On the acquisition date, the fair values of YDKN included $6.8 billion in assets, of which there was $5.1 billion in loans and $5.2 billion in deposits. The acquisition was valued at $1.8 billion based on the acquisition-date FNB common stock closing price of $15.97 and resulted in FNB issuing 111,619,622 shares of our common stock in exchange for 51,677,565 shares of YDKN common stock. Under the terms of the merger agreement, shareholders of YDKN received 2.16 shares of FNB common stock for each share of YDKN common stock and cash in lieu of fractional shares. YDKN’s fully vested and outstanding stock options were converted into options to purchase and receive FNB common stock. In conjunction with the acquisition, we assumed a warrant that was issued by YDKN to the UST under the CPP. Based on the exchange ratio, this warrant was converted into a warrant to purchase up to 207,320 shares of FNB common stock with an exercise price of $9.63. The warrant was exercised in 2019.
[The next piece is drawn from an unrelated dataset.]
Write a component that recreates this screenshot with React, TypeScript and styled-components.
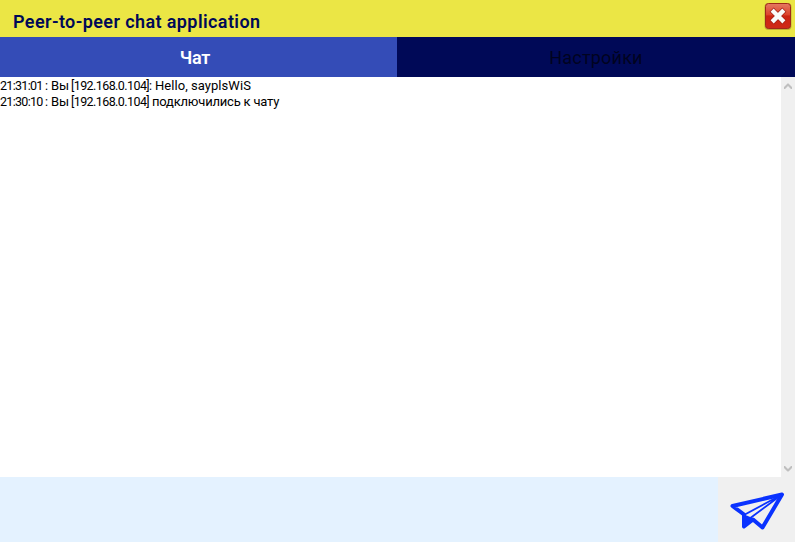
import React from "react";
import styled, { createGlobalStyle } from "styled-components";

const GlobalStyle = createGlobalStyle`
  * { box-sizing: border-box; }
  body { margin: 0; font-family: Roboto, "Liberation Sans", sans-serif; overflow: hidden; }
  button { border: 0; padding: 0; background: none; font-family: inherit; }
`;

const Window = styled.div`
  display: flex;
  flex-direction: column;
  width: 795px;
  height: 542px;
  background: #f0f0f0;
`;

const TitleBar = styled.header`
  display: flex;
  align-items: flex-start;
  justify-content: space-between;
  height: 37px;
  padding: 2px 3px 0 13px;
  background: #ebe645;
`;

const Title = styled.h1`
  margin: 0;
  padding-top: 9px;
  font-size: 18px;
  line-height: 21px;
  font-weight: 600;
  letter-spacing: 0.4px;
  color: #000957;
  white-space: nowrap;
`;

const CloseButton = styled.button`
  width: 28px;
  height: 28px;
  svg { display: block; }
`;

const Tabs = styled.nav`
  display: grid;
  grid-template-columns: 397px 398px;
  height: 40px;
`;

const Tab = styled.button<{ $active?: boolean }>`
  padding: 1px ${(p) => (p.$active ? "7px 0 0" : "0 0 0")};
  background: ${(p) => (p.$active ? "#344cb7" : "#000957")};
  color: ${(p) => (p.$active ? "#fff" : "#00031f")};
  font-size: 18px;
  font-weight: ${(p) => (p.$active ? 600 : 400)};
  letter-spacing: ${(p) => (p.$active ? "-0.2px" : "0.2px")};
`;

const Body = styled.main`
  display: flex;
  height: 400px;
`;

const Log = styled.div`
  flex: 1;
  padding-top: 1px;
  background: #fff;
`;

const Message = styled.div`
  display: flex;
  height: 16px;
  font-size: 13px;
  line-height: 16px;
  color: #000;
  white-space: pre;
`;

const Time = styled.span`
  width: 51px;
  font-size: 12.5px;
  letter-spacing: -0.7px;
`;

const Author = styled.span`
  width: 20px;
  letter-spacing: -0.1px;
`;

const Address = styled.span<{ $width: number }>`
  width: ${(p) => p.$width}px;
  font-size: 12.5px;
  letter-spacing: -0.58px;
`;

const Content = styled.span<{ $tight?: boolean }>`
  letter-spacing: ${(p) => (p.$tight ? "-0.2px" : "0.05px")};
`;

const ScrollBar = styled.div`
  display: flex;
  flex-direction: column;
  justify-content: space-between;
  align-items: center;
  width: 14px;
  padding: 6px 0 5px;
`;

const Composer = styled.footer`
  display: flex;
  height: 65px;
`;

const Input = styled.div`
  width: 718px;
  background: #e4f2ff;
`;

const SendButton = styled.button`
  width: 77px;
  svg { display: block; }
`;

const Arrow = ({ down = false }: { down?: boolean }) => (
  <svg width="8" height="7" viewBox="0 0 8 7">
    <path
      d={down ? "M0 1h1l3 3 3-3h1v2L4.5 6.5h-1L0 3z" : "M0 6h1l3-3 3 3h1V4L4.5 .5h-1L0 4z"}
      fill="#bfbfbf"
    />
  </svg>
);

const CloseIcon = () => (
  <svg width="28" height="28" viewBox="0 0 28 28">
    <defs>
      <linearGradient id="red" x1="0" y1="0" x2="0" y2="1">
        <stop offset="0" stopColor="#e47a62" />
        <stop offset="0.45" stopColor="#dc432c" />
        <stop offset="0.5" stopColor="#cc2412" />
        <stop offset="1" stopColor="#cf2a18" />
      </linearGradient>
    </defs>
    <rect x="0.5" y="1" width="27" height="27" rx="4" fill="#8a6d25" opacity="0.45" />
    <rect x="1.5" y="1.5" width="25" height="25" rx="3" fill="url(#red)" stroke="#a0281a" />
    <path d="M9.7 9.7l8.6 8.6M18.3 9.7L9.7 18.3" stroke="#a52318" strokeWidth="5.8" strokeLinecap="square" />
    <path d="M9.7 9.7l8.6 8.6M18.3 9.7L9.7 18.3" stroke="#fafafa" strokeWidth="4.4" strokeLinecap="square" />
  </svg>
);

const PlaneIcon = () => (
  <svg width="77" height="65" viewBox="0 0 77 65">
    <g fill="none" stroke="#0a32ff" strokeLinejoin="round" strokeLinecap="round">
      <path d="M14.5 29L64 17.5 44.5 50.5 35 42.5 26 49.5V37.5z" strokeWidth="4" />
      <path d="M26 38L64 17.5 31 42" strokeWidth="1.8" />
    </g>
    <path d="M25 37l12 5-12 9z" fill="#0a32ff" />
  </svg>
);

const messages = [
  { time: "21:31:01 :  ", address: "[192.168.0.104]: ", width: 84, text: "Hello, sayplsWiS" },
  { time: "21:30:10 : ", address: "[192.168.0.104] ", width: 81, text: "подключились к чату", tight: true },
];

export default function App() {
  return (
    <>
      <GlobalStyle />
      <Window>
        <TitleBar>
          <Title>Peer-to-peer chat application</Title>
          <CloseButton aria-label="Close"><CloseIcon /></CloseButton>
        </TitleBar>
        <Tabs>
          <Tab $active>Чат</Tab>
          <Tab>Настройки</Tab>
        </Tabs>
        <Body>
          <Log>
            {messages.map((m) => (
              <Message key={m.time}>
                <Time>{m.time}</Time>
                <Author>Вы</Author>
                <Address $width={m.width}>{m.address}</Address>
                <Content $tight={m.tight}>{m.text}</Content>
              </Message>
            ))}
          </Log>
          <ScrollBar><Arrow /><Arrow down /></ScrollBar>
        </Body>
        <Composer>
          <Input />
          <SendButton aria-label="Send"><PlaneIcon /></SendButton>
        </Composer>
      </Window>
    </>
  );
}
The acquisition of YDKN constituted a business combination and has been accounted for using the acquisition method of accounting, and accordingly, assets acquired, liabilities assumed and consideration exchanged were recorded at estimated fair value on the acquisition date. The determination of estimated fair values required management to make certain estimates about
discount rates, future expected cash flows, market conditions, and other future events that are highly subjective in nature and may require adjustments, which can be updated for up to a year following the acquisition. Any adjustments to fair values and related adjustments to goodwill were recorded within the 12-month period. Based on the purchase price allocation, we recorded $1.2 billion in goodwill and $70.0 million in core deposit intangibles as a result of the acquisition. None of the goodwill is deductible for income tax purposes as the acquisition is accounted for as a tax-free exchange for tax purposes.
 
 
In connection with the YDKN acquisition, we incurred expenses related to systems conversions and other costs of integrating and conforming acquired operations with and into FNB. These merger-related expenses, that were expensed as incurred, amounted to $56.2 million for the year ended December 31, 2017. Contract terminations and severance costs comprised 30.9% and 24.3%, respectively, of the merger-related expenses, with the remainder consisting of other non-interest expenses, including professional services, marketing and advertising, technology and communications, occupancy and equipment, and charitable contributions. We also incurred issuance costs of $0.6 million which were charged to additional paid-in capital.